Still, at the moment there’s no injunction in place. And,
indeed, there’s not even an authoritative holding by the Supreme Court
asserting that the CDC lacks statutory authority to impose the moratorium. As a
matter of constitutional/political morality/law, what should we say about a
decision extending the moratorium in these circumstances?
One view is a strong version of Holmes’s “bad person” theory
of law’s content. All that matters are the sanctions the courts will attach to
the course of action. And, in these circumstances, no sanctions will attach to
extending the moratorium: without an injunction in place, no one is “defying”
the courts by acting in a manner inconsistent with firmly grounded predictions
about what the courts will say about the law when they get a chance. And,
acting on this view, extending the moratorium would be (from the President’s perspective)
morally valuable because it would give some renters a few more weeks of
security in their housing.
Another view is the Cooper v. Aaron perspective. On
that view the President would act “unlawfully” (in some sense – probably, “would
properly be subject to law-based criticism”) were he to impose the moratorium
and wait to be enjoined (as he almost certainly would be) before retreating.
That perspective has powerful traction in today’s legal culture (who wants to
be seen as “like” Governor Faubus?), but it’s not clear to me that it’s legally
tenable. At the very least the costs and benefits of waiting to be enjoined are
rather different: In Faubus’s case, continuing turmoil and denial of the core
constitutional value of racial equality (as interpreted by the Supreme Court in
Brown v. Board of Education) on the cost side and maintaining racial
segregation (and federalism, if you want to throw that in) on the “benefit”
side; in the eviction moratorium case, a few more weeks of relief from the
threat of eviction on the benefit side and financial costs to landlords and the
rule-of-law value of respecting limits on the CDC’s statutory power on the cost
side. I don’t think its out of bounds to say that the net of costs and benefits
might differ decisively in the two cases – or, to be more straight-forward, it
seems to me that President Biden would have a fair argument that he wasn’t
acting like Governor Faubus in waiting until he actually faced an injunction.
The preceding are “legal” perspectives. Is there another perspective
available, from constitutional morality or norm-adherence that goes beyond “mere”
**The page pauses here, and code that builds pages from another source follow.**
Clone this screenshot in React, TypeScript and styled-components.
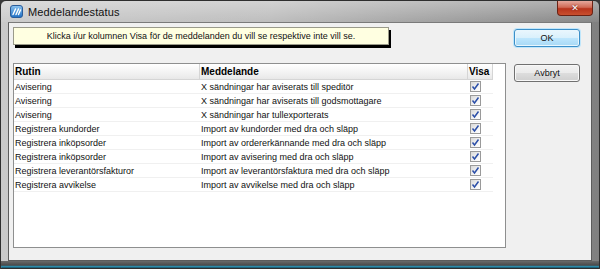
import React from "react";
import styled, {createGlobalStyle} from "styled-components";

const GlobalStyle = createGlobalStyle`
  html, body {
    margin: 0;
    padding: 0;
    background: #3a3a3a;
  }
  body {
    font-family: "Liberation Sans", Arial, sans-serif;
  }
`;

interface IMessageRow {
  routine: string;
  message: string;
  visible: boolean;
}

const rows: IMessageRow[] = [
  {routine: 'Avisering', message: 'X sändningar har aviserats till speditör', visible: true},
  {routine: 'Avisering', message: 'X sändningar har aviserats till godsmottagare', visible: true},
  {routine: 'Avisering', message: 'X sändningar har tullexporterats', visible: true},
  {routine: 'Registrera kundorder', message: 'Import av kundorder med dra och släpp', visible: true},
  {routine: 'Registrera inköpsorder', message: 'Import av ordererkännande med dra och släpp', visible: true},
  {routine: 'Registrera inköpsorder', message: 'Import av avisering med dra och släpp', visible: true},
  {routine: 'Registrera leverantörsfakturor', message: 'Import av leverantörsfaktura med dra och släpp', visible: true},
  {routine: 'Registrera avvikelse', message: 'Import av avvikelse med dra och släpp', visible: true},
];

const columns = '186px 268px 25px';

const AppIcon = () => (
  <svg width="13" height="13" viewBox="0 0 13 13">
    <defs>
      <linearGradient id="ic" x1="0" y1="0" x2="0" y2="1">
        <stop offset="0" stopColor="#8cc4f0"/>
        <stop offset="1" stopColor="#1f6fc4"/>
      </linearGradient>
    </defs>
    <rect x="0.5" y="0.5" width="12" height="12" rx="2.5" fill="url(#ic)" stroke="#2a5c9a"/>
    <path d="M3 9.5 L5.5 4 M6 9.5 L8.5 4 M8.5 9.5 L10.5 5" stroke="#fff" strokeWidth="1.4" strokeLinecap="round"/>
  </svg>
);

const CheckMark = () => (
  <svg width="9" height="9" viewBox="0 0 9 9">
    <path d="M1.5 4.5 L3.5 7 L7.5 1.5" fill="none" stroke="#2c4fa8" strokeWidth="1.5"/>
  </svg>
);

export default function App() {
  return <>
    <GlobalStyle/>
    <Frame>
      <TitleBar>
        <AppIcon/>
        <Title>Meddelandestatus</Title>
        <CloseButton>✕</CloseButton>
      </TitleBar>
      <Client>
        <LeftColumn>
          <InfoBox>
            Klicka i/ur kolumnen Visa för de meddelanden du vill se respektive inte vill se.
          </InfoBox>
          <Grid>
            <HeaderRow>
              <HeaderCell>Rutin</HeaderCell>
              <HeaderCell>Meddelande</HeaderCell>
              <HeaderCell>Visa</HeaderCell>
            </HeaderRow>
            {rows.map((row, index) => (
              <Row key={index}>
                <Cell>{row.routine}</Cell>
                <Cell>{row.message}</Cell>
                <CheckCell>
                  <CheckBox>{row.visible && <CheckMark/>}</CheckBox>
                </CheckCell>
              </Row>
            ))}
          </Grid>
        </LeftColumn>
        <ButtonColumn>
          <Button $primary>OK</Button>
          <Button>Avbryt</Button>
        </ButtonColumn>
      </Client>
      <BottomEdge/>
    </Frame>
  </>;
}

const Frame = styled('div')`
  width: 600px;
  height: 269px;
  box-sizing: border-box;
  display: flex;
  flex-direction: column;
  border: 1px solid #2e2e2e;
  border-radius: 6px 6px 2px 2px;
  background: linear-gradient(90deg, #c9c9c9 0%, #bababa 45%, #9a9a9a 75%, #808080 100%);
  overflow: hidden;
`;

const TitleBar = styled('div')`
  height: 21px;
  display: flex;
  align-items: center;
  padding-left: 9px;
  gap: 5px;
  background: linear-gradient(180deg, rgba(255, 255, 255, 0.35) 0%, rgba(255, 255, 255, 0.05) 100%);
`;

const Title = styled('div')`
  font-family: "Liberation Sans", Arial, sans-serif;
  font-size: 11px;
  color: #111;
  letter-spacing: 0.1px;
`;

const CloseButton = styled('div')`
  margin-left: auto;
  margin-right: 6px;
  align-self: flex-start;
  width: 36px;
  height: 15px;
  box-sizing: border-box;
  border: 1px solid #6b2214;
  border-top: none;
  border-radius: 0 0 4px 4px;
  background: linear-gradient(180deg, #e6a89c 0%, #d06a55 45%, #b8341c 55%, #c9502f 100%);
  color: #fff;
  font-family: "DejaVu Sans", sans-serif;
  font-weight: bold;
  font-size: 9px;
  display: flex;
  align-items: center;
  justify-content: center;
  text-shadow: 0 0 2px #5a1208;
`;

const Client = styled('div')`
  flex: 1;
  margin: 0 7px;
  display: flex;
  gap: 8px;
  padding: 4px 11px 12px 4px;
  background: #f0f0f0;
  border: 1px solid #5c5c5c;
  border-top-color: #7a7a7a;
`;

const LeftColumn = styled('div')`
  width: 495px;
  display: flex;
  flex-direction: column;
`;

const InfoBox = styled('div')`
  width: 376px;
  height: 18px;
  box-sizing: border-box;
  border: 1px solid #9a9a8a;
  background: #ffffe1;
  box-shadow: 2px 3px 0 #000;
  font-size: 9px;
  color: #111;
  display: flex;
  align-items: center;
  justify-content: center;
`;

const Grid = styled('div')`
  margin-top: 18px;
  flex: 1;
  border: 1px solid #8e8f8f;
  background: #fff;
`;

const HeaderRow = styled('div')`
  display: grid;
  grid-template-columns: ${columns};
  height: 16px;
`;

const HeaderCell = styled('div')`
  font-size: 10px;
  font-weight: bold;
  color: #000;
  padding: 1px 0 0 1px;
  box-sizing: border-box;
  background: linear-gradient(180deg, #ffffff 0%, #f2f2f2 60%, #e8e8e8 100%);
  border-right: 1px solid #d5d5d5;
  border-bottom: 1px solid #d5d5d5;
  line-height: 13px;
`;

const Row = styled('div')`
  display: grid;
  grid-template-columns: ${columns};
  height: 14px;
  box-sizing: border-box;
  border-bottom: 1px solid #f0f0f0;
  width: 479px;
`;

const Cell = styled('div')`
  font-size: 9px;
  color: #111;
  padding-left: 1px;
  line-height: 14px;
  white-space: nowrap;
  overflow: hidden;
`;

const CheckCell = styled('div')`
  display: flex;
  align-items: center;
  padding-left: 2px;
`;

const CheckBox = styled('div')`
  width: 11px;
  height: 11px;
  box-sizing: border-box;
  border: 1px solid #9a9a9a;
  background: linear-gradient(135deg, #d8d8d8 0%, #f4f4f4 60%, #ffffff 100%);
  display: flex;
  align-items: center;
  justify-content: center;
`;

const ButtonColumn = styled('div')`
  display: flex;
  flex-direction: column;
  gap: 17px;
  padding-top: 2px;
`;

const Button = styled('div')<{ $primary?: boolean }>`
  width: 66px;
  height: 18px;
  box-sizing: border-box;
  border-radius: 3px;
  border: 1px solid ${p => p.$primary ? '#3c8fc8' : '#707070'};
  background: ${p => p.$primary
    ? 'linear-gradient(180deg, #eaf6fd 0%, #d9f0fc 50%, #bee6fd 51%, #a7d9f5 100%)'
    : 'linear-gradient(180deg, #f2f2f2 0%, #ebebeb 50%, #dddddd 51%, #cfcfcf 100%)'};
  box-shadow: ${p => p.$primary ? '0 0 0 1px #bfe6fb, inset 0 0 0 1px #e8f6fd' : 'inset 0 0 0 1px #f8f8f8'};
  font-size: 9px;
  color: #111;
  display: flex;
  align-items: center;
  justify-content: center;
`;

const BottomEdge = styled('div')`
  height: 7px;
  background: linear-gradient(180deg, #6a6a6a 0%, #4a4a4a 60%, #2b8fb0 80%, #1a4a5c 100%);
`;
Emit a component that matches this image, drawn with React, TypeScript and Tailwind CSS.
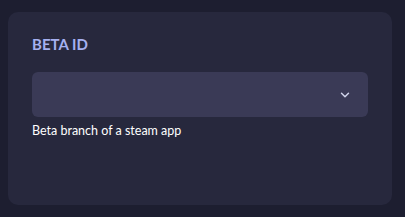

compliance with the law? One prominent view among liberals these days is that
there are norms – “forbearance” is the best label (from Levitsky and Ziblatt) –
counseling (in the best version) that unless one faces objectively disastrous
consequences one should not infrequently (or perhaps, though less plausibly,
generally) refrain from pressing one’s constitutional/legal positions to their
limits. (So, for example, Senator McConnell should not have processed Justice
Barrett’s nomination as quickly as he did even though [absent a complicated and
in my view unavailing argument to the contrary] he and the Senate had the sheer
constitutional power to do so.)
The division between congressional liberals, who apparently
want President Biden to do something, and his lawyers, who apparently have told
him that (in the predictive sense at least) he lacks legal authority to act,
brings out these differences in perspectives. I think it’s worth observing that
over the past several years it’s been mostly liberals who have argued against
norm-breaking (and are continuing to do so in connection with court and
filibuster reform proposals), but in this case at least they seem to be willing
to forgo relying on the forbearance norm. ("Don't let 'mere technicalities' get in the way of doing the right thing!")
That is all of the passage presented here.